The other factor, he continued, "is probably counter-intuitive, but as gas and oil prices rise even more, there are other sources that will be able to kick in because it's affordable to do. Clearly, OPTI is not the best operator in the space, and they've struggled, so I think these [bonds] will kind of drift around here, but it wouldn't surprise me for it to be in the 40s two months from now."

At the same time, he said, the senior secured bonds "are fine to a certain extent," particularly the 9% notes due 2012 currently trading around 101½ bid, 102 offered, while the 9¾% notes due 2013 were at 101 bid, 101½ offered.

Caesars seen busy

A trader said that there was "a lot of Harrah's action today," using the older and more familiar name for the Las Vegas-based gaming giant now known as Caesars Entertainment Corp.

The company's 10% notes due 2018 were seen down by one-half point at 93 bid. Over $12 million of the notes changed hands, putting it high on the most-actives list for the day.

Gaming industry watchers were meantime discussing Caesars CEO Gary Loveman's opinion piece published earlier in the week on CNNmoney.com that recently announced federal indictments against PokerStars, Full Tilt Poker and Absolute Poker - the three largest on-line poker companies - won't dissuade the millions of Americans who want to play online poker.

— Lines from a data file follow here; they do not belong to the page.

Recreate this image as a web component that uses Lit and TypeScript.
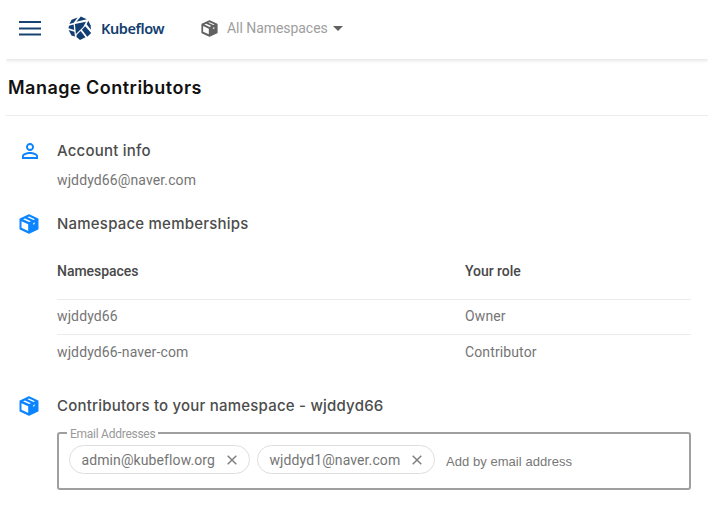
import { LitElement, html, css } from "lit";
import { customElement, property } from "lit/decorators.js";

@customElement("package-icon")
class PackageIcon extends LitElement {
  static styles = css`
    :host { display: block; }
    svg { display: block; width: 100%; height: 100%; }
    .face { fill: #fff; }
    .body { fill: currentColor; stroke: currentColor; }
  `;
  render() {
    return html`<svg viewBox="0 0 20 20">
      <path class="body" stroke-width="1.2" stroke-linejoin="round" d="M10 .9 18.9 5V15L10 19.1 1.1 15V5Z" />
      <path class="face" d="M2.5 7.200 9.200 10.300V16.900L2.5 13.800Z" />
      <path class="face" d="M4 5.300 6 4.400 12 7.200 10 8.100Z" />
      <path class="face" d="M8.500 3.200 10 2.500 16 5.300 14.500 6Z" />
      <path class="face" d="M14 9.200 15.800 8.300V9.900L14 10.800Z" opacity=".8" />
    </svg>`;
  }
}

@customElement("email-chip")
class EmailChip extends LitElement {
  @property() email = "";
  static styles = css`
    :host { display: flex; align-items: center; justify-content: space-between; box-sizing: border-box;
      height: 29px; padding: 0 12px 0 11.5px; border: 1px solid #dedede; border-radius: 15px;
      font: 14px/28px Roboto, sans-serif; letter-spacing: .1px; color: #757575; }
    svg { display: block; width: 10px; height: 10px; }
  `;
  render() {
    return html`<span>${this.email}</span>
      <svg viewBox="0 0 10 10"><path d="M.7.7 9.3 9.3M9.3.7.7 9.3" fill="none" stroke="#808080" stroke-width="1.5" /></svg>`;
  }
}

@customElement("app-root")
class AppRoot extends LitElement {
  static styles = css`
    :host { display: block; height: 506px; background: #fff; overflow: hidden;
      font-family: Roboto, sans-serif; color: #757575; font-size: 14px; }
    svg { display: block; }
    header { display: flex; align-items: center; box-sizing: border-box; height: 59px; margin-left: 6px;
      padding: 0 0 3px 13px; box-shadow: 0 1px 4px rgba(40, 40, 60, .17); clip-path: inset(0 0 -6px 0); }
    .menu { width: 22px; height: 15px; margin-right: 27px; }
    .logo { width: 24px; height: 24px; margin-right: 9px; }
    .brand { width: 100px; font: 600 14.5px/22px "Noto Sans", sans-serif; letter-spacing: -.4px; color: #123e6f; }
    .ns-icon { width: 17px; height: 17px; color: #616161; margin-right: 9px; }
    .ns { width: 106px; color: #9e9e9e; letter-spacing: -.05px; }
    .caret { width: 10px; height: 5px; }
    h1 { margin: 0 0 0 6px; padding: 1px 0 0 2px; height: 55px; line-height: 55px; border-bottom: 1px solid #ececec;
      font-family: Inter, sans-serif; font-weight: 600; font-size: 18px; letter-spacing: .48px; color: #111; }
    section { display: grid; grid-template-columns: 57px 634px; }
    h2 { margin: 0; font: 500 15px/22px Inter, sans-serif; letter-spacing: .21px; color: #4c4c4c; }
    .account { margin-top: 24px; }
    .icon { color: #0a84ff; margin-left: 19px; width: 20px; height: 20px; align-self: center; }
    .person { width: 16px; height: 16px; margin-left: 22px; align-self: center; }
    .mail { grid-column: 2; line-height: 20px; margin-top: 8px; letter-spacing: .12px; }
    .members { margin-top: 23px; }
    .table { grid-column: 2; margin-top: 18px; }
    .row { display: grid; grid-template-columns: 408px 1fr; box-sizing: border-box; height: 35px; line-height: 33px;
      border-top: 1px solid #ebebeb; letter-spacing: .12px; }
    .row.head { height: 46px; line-height: 36px; border: 0; font-weight: 500; letter-spacing: -.03px; color: #484848; }
    .row:last-child { line-height: 35px; }
    .contrib { margin-top: 26px; }
    .field { grid-column: 2; box-sizing: border-box; height: 65px; margin: 8px 0 0; padding: 0 0 0 8px;
      min-width: 0; border: 2px solid #9f9f9f; border-radius: 3px; }
    .field legend { padding: 0 3px; height: 16px; font-size: 12px; line-height: 18px; letter-spacing: -.26px; color: #999; }
    .chips { display: flex; align-items: center; padding: 4px 0 0 2px; }
    .c1 { width: 181px; margin-right: 7px; }
    .c2 { width: 178px; margin-right: 11px; }
    .hint { font: 13px/20px "Liberation Sans", Arial, sans-serif; letter-spacing: .05px; padding-top: 4px; color: #777; }
  `;

  private rows = [["wjddyd66", "Owner"], ["wjddyd66-naver-com", "Contributor"]];

  render() {
    return html`
      <header>
        <svg class="menu" viewBox="0 0 22 15"><path d="M0 1H22M0 7.500H22M0 13.500H22" stroke="#174472" stroke-width="2.200" /></svg>
        <svg class="logo" viewBox="0 0 24 24" fill="#123f73">
          <path d="M3.600 3.800 9.600 1.500 5.700 6.700 1.400 7.900Z" />
          <path d="M12.800.5 18.800 3.300 8.400 5.700Z" />
          <path d="M20.300 4.800 22.700 9.400 22.900 13.800 18.600 8.200Z" />
          <path d="M6.900 8 18 5.700 15.200 11 7.900 17.900Z" />
          <path d="M1 9.700 5.600 8.400 6.200 14 .5 12.300Z" />
          <path d="M.6 13.900 6.400 15.800 6.900 20.500 3.500 19.400Z" />
          <path d="M17.200 10.200 23.200 16.900 19.300 20.700 13.900 13.700Z" />
          <path d="M12.600 15 17.500 21.300 12 23.900 8.400 21 8.800 18.800Z" />
        </svg>
        <span class="brand">Kubeflow</span>
        <package-icon class="ns-icon"></package-icon>
        <span class="ns">All Namespaces</span>
        <svg class="caret" viewBox="0 0 10 5"><path d="M0 0H10L5 5Z" fill="#616161" /></svg>
      </header>
      <h1>Manage Contributors</h1>
      <section class="account">
        <svg class="person" viewBox="4 4 16 16" fill="#0a84ff"><path d="M12 5.900a2.100 2.100 0 1 1 0 4.200 2.100 2.100 0 0 1 0-4.200m0 9c2.970 0 6.100 1.460 6.100 2.100v1.100H5.900V17c0-.64 3.130-2.100 6.100-2.100M12 4C9.790 4 8 5.790 8 8s1.790 4 4 4 4-1.790 4-4-1.790-4-4-4zm0 9c-2.670 0-8 1.340-8 4v3h16v-3c0-2.660-5.330-4-8-4z" /></svg>
        <h2>Account info</h2>
        <div class="mail">wjddyd66@naver.com</div>
      </section>
      <section class="members">
        <package-icon class="icon"></package-icon>
        <h2>Namespace memberships</h2>
        <div class="table">
          <div class="row head"><span>Namespaces</span><span>Your role</span></div>
          ${this.rows.map(([name, role]) => html`<div class="row"><span>${name}</span><span>${role}</span></div>`)}
        </div>
      </section>
      <section class="contrib">
        <package-icon class="icon"></package-icon>
        <h2>Contributors to your namespace - wjddyd66</h2>
        <fieldset class="field">
          <legend>Email Addresses</legend>
          <div class="chips">
            <email-chip class="c1" email="admin@kubeflow.org"></email-chip>
            <email-chip class="c2" email="wjddyd1@naver.com"></email-chip>
            <span class="hint">Add by email address</span>
          </div>
        </fieldset>
      </section>`;
  }
}
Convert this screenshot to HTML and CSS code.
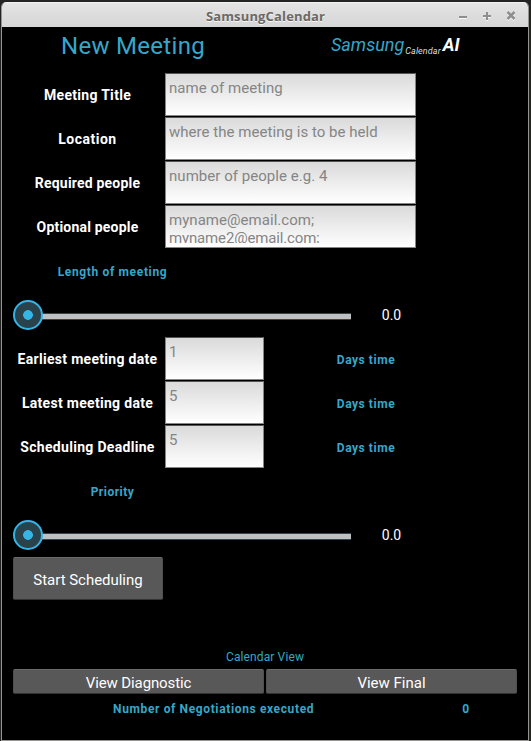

He called for the U.S. to "seize the moment to legalize online poker, permit a safe and legitimate industry in the U.S., and bring these jobs and revenues home."

Community Health firmer

A trader said that Community Health Systems Inc.'s 8 7/8% senior secured notes due 2015 were "up a little bit more today," seeing the bonds in a range of 102-102¼ bid, with between $20 million and $30 million of the bonds having traded, putting them high up on Junkbondland's most actives list.